Problem: With all pictures omitted, return verbatim the lines from the beginning of the records below through the line containing "ArrowDown, X, Sun".

Records shown:
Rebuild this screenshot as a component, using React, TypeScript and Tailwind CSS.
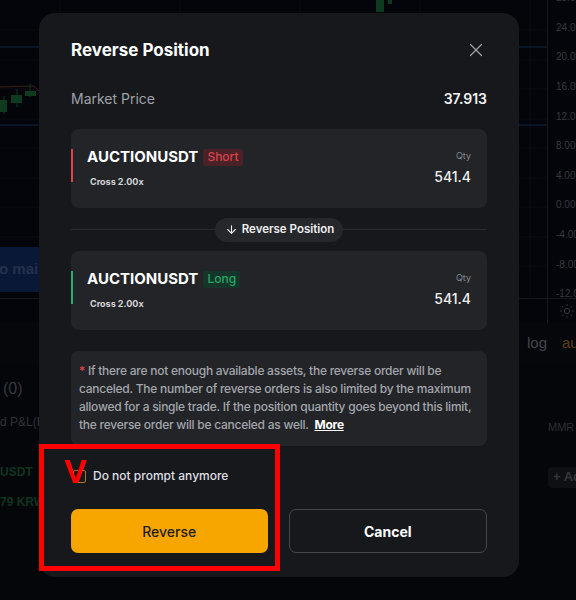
import React from 'react'
import { ArrowDown, X, Sun } from 'lucide-react'

const prices = ['28.00', '24.00', '20.00', '16.00', '12.00', '8.000', '4.000', '0.000', '-4.00', '-8.00', '-12.0']

const ChartBackdrop = () => (
    <div className="flex h-full w-full flex-col bg-[#04050a] font-['Liberation_Sans',sans-serif]">
        {/* chart + price axis */}
        <div className="flex h-[298px]">
            <div className="relative flex flex-1 flex-col justify-end overflow-hidden pb-[6px]">
                <svg className="absolute inset-0" width="547" height="298" viewBox="0 0 547 298">
                    {[30, 60, 89, 119, 148, 178, 207, 237, 266].map((y) => (
                        <line key={y} x1="0" x2="547" y1={y} y2={y} stroke="#0b0d12" strokeWidth="1" />
                    ))}
                    {[60, 180, 300, 420, 530].map((x) => (
                        <line key={x} x1={x} x2={x} y1="0" y2="298" stroke="#0b0d12" strokeWidth="1" />
                    ))}
                    <line x1="0" x2="547" y1="47" y2="47" stroke="#0f2440" strokeWidth="1" />
                    <polyline points="0,87 34,86 40,92 120,95" fill="none" stroke="#3a2310" strokeWidth="1" />
                    <line x1="0" x2="547" y1="125" y2="125" stroke="#0f2440" strokeWidth="1" />
                    <line x1="4" x2="4" y1="96" y2="114" stroke="#0e3a1f" />
                    <rect x="0" y="100" width="7" height="12" fill="#0e3a1f" />
                    <line x1="17" x2="17" y1="89" y2="107" stroke="#0e3a1f" />
                    <rect x="11" y="95" width="11" height="8" fill="#0e3a1f" />
                    <line x1="30" x2="30" y1="84" y2="97" stroke="#0e3a1f" />
                    <rect x="25" y="91" width="11" height="5" fill="#0e3a1f" />
                    <rect x="376" y="0" width="8" height="12" fill="#0e3a1f" />
                    <rect x="388" y="0" width="4" height="4" fill="#0e3a1f" />
                </svg>
                <div className="relative flex h-[45px] w-[140px] items-center whitespace-nowrap bg-[#0a1838] text-[15px] font-bold text-[#243149]">
                    <span className="-ml-[6px]">to main</span>
                </div>
            </div>
            <div className="flex w-[29px] flex-col overflow-hidden border-l border-[#16181d] pl-[8px] text-[10px] text-[#363940]">
                <div className="-mt-[17px] flex flex-col">
                    {prices.map((p) => (
                        <div key={p} className="flex h-[29.6px] items-center whitespace-nowrap">{p}</div>
                    ))}
                </div>
            </div>
        </div>
        {/* time axis */}
        <div className="flex h-[25px] border-t border-[#16181d]">
            <div className="flex-1" />
            <div className="flex w-[29px] items-center overflow-hidden border-l border-[#16181d] pl-[11px] text-[#34373d]">
                <Sun size={16} strokeWidth={1.5} className="shrink-0" />
            </div>
        </div>
        {/* toolbar */}
        <div className="flex h-[40px] items-center justify-end gap-[15px] bg-[#06070b] text-[15px] whitespace-nowrap">
            <span className="text-[#43464c]">log</span>
            <span className="w-[14px] overflow-hidden text-[#5a4010]">auto</span>
        </div>
        {/* positions panel */}
        <div className="flex flex-1 justify-between bg-[#05060a]">
            <div className="flex flex-col whitespace-nowrap">
                <span className="mt-[14px] pl-[3px] text-[16px] text-[#34373d]">(0)</span>
                <span className="mt-[12px] text-[12px] text-[#2f3237]">d P&amp;L(ROI)</span>
                <span className="mt-[32px] text-[12px] font-bold text-[#0e3520]">USDT</span>
                <span className="mt-[12px] text-[12px] font-bold text-[#0e3520]">79 KRW</span>
            </div>
            <div className="flex w-[28px] flex-col overflow-hidden whitespace-nowrap">
                <span className="mt-[56px] text-[11px] text-[#2c2f34]">MMR</span>
                <div className="mt-[31px] flex h-[21px] w-[40px] items-center gap-[2px] rounded-[4px] bg-[#0e1014] pl-[5px] text-[13px] font-bold text-[#34373c]">
                    + Add
                </div>
            </div>
        </div>
    </div>
)

const PositionCard = ({ side }: { side: 'Short' | 'Long' }) => {
    const isShort = side === 'Short'
    return (
        <div className="flex h-[79px] rounded-[8px] bg-[#222428]">
            <div className={`mt-[20px] h-[33px] w-[2px] ${isShort ? 'bg-[#e2434b]' : 'bg-[#20b26c]'}`} />
            <div className="flex flex-1 justify-between pl-[14px] pr-[16px]">
                <div className="flex flex-col">
                    <div className="mt-[19px] flex h-[18px] items-center gap-[5px]">
                        <span className="text-[15px] font-bold text-white">AUCTIONUSDT</span>
                        <span
                            className={`flex h-[17px] items-center rounded-[3px] px-[4px] text-[12px] font-medium ${
                                isShort ? 'bg-[#4a2126] text-[#d9434c]' : 'bg-[#16352a] text-[#25a663]'
                            }`}
                        >
                            {side}
                        </span>
                    </div>
                    <span className="mt-[9px] ml-[3px] text-[9px] font-bold text-[#d4d5d8]">Cross 2.00x</span>
                </div>
                <div className="flex flex-col items-end">
                    <span className="mt-[20px] text-[9px] text-[#86898f]">Qty</span>
                    <span className="mt-[3px] text-[14px] font-medium text-[#f0f0f0]">541.4</span>
                </div>
            </div>
        </div>
    )
}

export default function App() {
    return (
        <div className="relative h-[600px] w-[576px] overflow-hidden bg-[#04050a] font-['Inter',sans-serif]">
            <ChartBackdrop />

            {/* Modal */}
            <div className="absolute left-[39px] top-[13px] flex h-[564px] w-[480px] flex-col rounded-[16px] bg-[#17181c] px-[32px] pt-[25px]">
                <div className="flex h-[26px] items-center justify-between">
                    <h2 className="text-[17px] font-bold text-white">Reverse Position</h2>
                    <X size={22} strokeWidth={1.4} className="-mt-[2px] text-[#9b9ea3]" />
                </div>

                <div className="mt-[24px] flex h-[20px] items-center justify-between text-[14px]">
                    <span className="text-[#9fa2a7]">Market Price</span>
                    <span className="font-semibold text-[#f2f2f2]">37.913</span>
                </div>

                <div className="mt-[21px]">
                    <PositionCard side="Short" />
                </div>

                <div className="flex h-[43px] items-center">
                    <div className="h-px flex-1 bg-[#2a2c31]" />
                    <div className="flex h-[24px] items-center gap-[4px] rounded-full bg-[#25272b] pl-[10px] pr-[9px] text-[11.5px] font-semibold text-[#eeeeee]">
                        <ArrowDown size={13} strokeWidth={2} />
                        Reverse Position
                    </div>
                    <div className="h-px flex-1 bg-[#2a2c31]" />
                </div>

                <PositionCard side="Long" />

                <div className="mt-[21px] h-[95px] rounded-[8px] bg-[#222428] pl-[8px] pr-[6px] pt-[11px] text-[12px] font-medium leading-[18px] tracking-[-0.25px] text-[#a3a6ab]">
                    <span className="text-[#e2434b]">* </span>
                    If there are not enough available assets, the reverse order will be canceled. The number of reverse orders is also limited by the maximum allowed for a single trade. If the position quantity goes beyond this limit, the reverse order will be canceled as well.{' '}
                    <span className="ml-[3px] font-bold text-white underline">More</span>
                </div>

                <div className="mt-[20px] flex h-[20px] items-center gap-[7px] pl-[2px]">
                    <div className="h-[13px] w-[13px] rounded-[2px] border border-[#a8782a]" />
                    <span className="text-[12px] font-medium text-[#dedfe1]">Do not prompt anymore</span>
                </div>

                <div className="mt-[23px] flex gap-[21px]">
                    <button className="h-[44px] flex-1 rounded-[7px] bg-[#f7a600] text-[14px] font-medium text-[#1d1d1d]">
                        Reverse
                    </button>
                    <button className="h-[44px] flex-1 rounded-[7px] border border-[#46474c] text-[14px] font-bold text-white">
                        Cancel
                    </button>
                </div>
            </div>

            {/* Annotation */}
            <div className="pointer-events-none absolute left-[39px] top-[444px] h-[127px] w-[241px] border-[5px] border-[#ff0000]" />
            <span className="pointer-events-none absolute left-[64px] top-[454px] font-['Liberation_Sans',sans-serif] text-[34px] font-bold leading-[34px] text-[#ff0000]">
                V
            </span>
        </div>
    )
}
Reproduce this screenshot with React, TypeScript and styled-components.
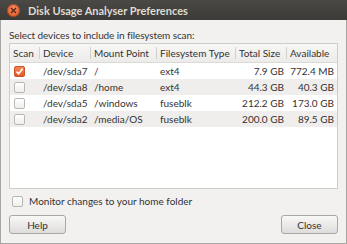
import React, { useState } from "react"
import styled, { createGlobalStyle } from "styled-components"

interface Device {
  scan: boolean
  device: string
  mount: string
  fsType: string
  total: string
  available: string
}

const devices: Device[] = [
  { scan: true, device: "/dev/sda7", mount: "/", fsType: "ext4", total: "7.9 GB", available: "772.4 MB" },
  { scan: false, device: "/dev/sda8", mount: "/home", fsType: "ext4", total: "44.3 GB", available: "40.3 GB" },
  { scan: false, device: "/dev/sda5", mount: "/windows", fsType: "fuseblk", total: "212.2 GB", available: "173.0 GB" },
  { scan: false, device: "/dev/sda2", mount: "/media/OS", fsType: "fuseblk", total: "200.0 GB", available: "89.5 GB" },
]

const GlobalStyle = createGlobalStyle`
  html, body {
    margin: 0;
    padding: 0;
    background: #f2f1f0;
  }
  body {
    font-family: Lato, "Open Sans", sans-serif;
    font-size: 10px;
    color: #333333;
  }
`

const Window = styled.div`
  width: 347px;
  height: 244px;
  box-sizing: border-box;
  display: flex;
  flex-direction: column;
  background: #f2f1f0;
  border: 1px solid #a7a6a2;
  border-top: none;
`

const TitleBar = styled.div`
  height: 20px;
  display: flex;
  align-items: center;
  gap: 8px;
  padding-left: 7px;
  background: linear-gradient(#4a4945, #3b3a36);
  color: #dfdbd2;
  font-weight: bold;
  font-size: 11px;
  margin: 0 -1px;
`

const CloseDot = styled.div`
  width: 13px;
  height: 13px;
  border-radius: 50%;
  background: radial-gradient(circle at 50% 35%, #f58b60, #df4f1c);
  box-shadow: inset 0 0 0 1px rgba(60, 30, 10, 0.35);
  display: flex;
  align-items: center;
  justify-content: center;
`

const Body = styled.div`
  flex: 1;
  display: flex;
  flex-direction: column;
  padding: 7px 8px 8px 8px;
`

const Label = styled.div`
  height: 16px;
  line-height: 16px;
  letter-spacing: -0.1px;
`

const TreeBox = styled.div`
  height: 144px;
  background: #ffffff;
  border: 1px solid #cfcdc9;
  overflow: hidden;
`

const Table = styled.table`
  width: 100%;
  table-layout: fixed;
  border-collapse: collapse;
`

const HeadCell = styled.th`
  height: 18px;
  padding: 0 3px;
  font-weight: normal;
  text-align: left;
  white-space: nowrap;
  overflow: hidden;
  background: linear-gradient(#f7f7f6, #ecebe9);
  border-bottom: 1px solid #dcdad6;
  position: relative;

  &:not(:last-child)::after {
    content: "";
    position: absolute;
    right: 0;
    top: 3px;
    bottom: 3px;
    width: 1px;
    background: #d3d1cd;
  }
`

const Row = styled.tr<{ $odd: boolean }>`
  background: ${({ $odd }): string => ($odd ? "#efeeed" : "#ffffff")};
`

const Cell = styled.td<{ $right?: boolean }>`
  height: 16px;
  padding: 0 3px;
  white-space: nowrap;
  overflow: hidden;
  text-align: ${({ $right }): string => ($right ? "right" : "left")};
`

const CheckCell = styled.td`
  height: 16px;
  padding: 0 0 0 4px;
`

const Box = styled.span<{ $checked: boolean }>`
  display: inline-flex;
  align-items: center;
  justify-content: center;
  width: 11px;
  height: 11px;
  box-sizing: border-box;
  border-radius: 2px;
  vertical-align: middle;
  border: 1px solid ${({ $checked }): string => ($checked ? "#c9542a" : "#b9b7b2")};
  background: ${({ $checked }): string =>
    $checked ? "linear-gradient(#f68659, #e35a26)" : "linear-gradient(#ffffff, #f0efee)"};
`

const Monitor = styled.label`
  display: flex;
  align-items: center;
  gap: 6px;
  margin-top: 5px;
  padding-left: 3px;
  height: 14px;
`

const Buttons = styled.div`
  display: flex;
  justify-content: space-between;
  margin-top: auto;
  padding-bottom: 1px;
`

const Button = styled.button`
  width: 57px;
  height: 19px;
  font-family: inherit;
  font-size: 10px;
  color: #333333;
  border: 1px solid #a9a8a4;
  border-radius: 3px;
  background: linear-gradient(#f8f8f7, #dedddb);
  padding: 0;
`

const Check = ({ checked }: { checked: boolean }): JSX.Element => (
  <Box $checked={checked}>
    {checked && (
      <svg width="9" height="9" viewBox="0 0 9 9">
        <path d="M1.5 4.6 L3.6 6.8 L7.6 1.8" fill="none" stroke="#fff" strokeWidth="1.6" />
      </svg>
    )}
  </Box>
)

const App = (): JSX.Element => {
  const [monitor, setMonitor] = useState(false)
  return (
    <Window>
      <GlobalStyle />
      <TitleBar>
        <CloseDot>
          <svg width="7" height="7" viewBox="0 0 7 7">
            <path d="M1 1 L6 6 M6 1 L1 6" stroke="#5a2310" strokeWidth="1.3" />
          </svg>
        </CloseDot>
        Disk Usage Analyser Preferences
      </TitleBar>
      <Body>
        <Label>Select devices to include in filesystem scan:</Label>
        <TreeBox>
          <Table>
            <colgroup>
              <col style={{ width: 30 }} />
              <col style={{ width: 51 }} />
              <col style={{ width: 66 }} />
              <col style={{ width: 79 }} />
              <col style={{ width: 51 }} />
              <col style={{ width: 50 }} />
            </colgroup>
            <thead>
              <tr>
                <HeadCell>Scan</HeadCell>
                <HeadCell>Device</HeadCell>
                <HeadCell>Mount Point</HeadCell>
                <HeadCell>Filesystem Type</HeadCell>
                <HeadCell>Total Size</HeadCell>
                <HeadCell>Available</HeadCell>
              </tr>
            </thead>
            <tbody>
              {devices.map(
                (d, i): JSX.Element => (
                  <Row key={d.device} $odd={i % 2 === 1}>
                    <CheckCell>
                      <Check checked={d.scan} />
                    </CheckCell>
                    <Cell>{d.device}</Cell>
                    <Cell>{d.mount}</Cell>
                    <Cell>{d.fsType}</Cell>
                    <Cell $right>{d.total}</Cell>
                    <Cell $right>{d.available}</Cell>
                  </Row>
                )
              )}
            </tbody>
          </Table>
        </TreeBox>
        <Monitor onClick={(): void => setMonitor(!monitor)}>
          <Check checked={monitor} />
          Monitor changes to your home folder
        </Monitor>
        <Buttons>
          <Button>Help</Button>
          <Button>Close</Button>
        </Buttons>
      </Body>
    </Window>
  )
}

export default App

Response for this exercise:
Rebuild this screenshot as a component, using React, TypeScript and Tailwind CSS.
import React from 'react'
import { ArrowDown, X, Sun } from 'lucide-react'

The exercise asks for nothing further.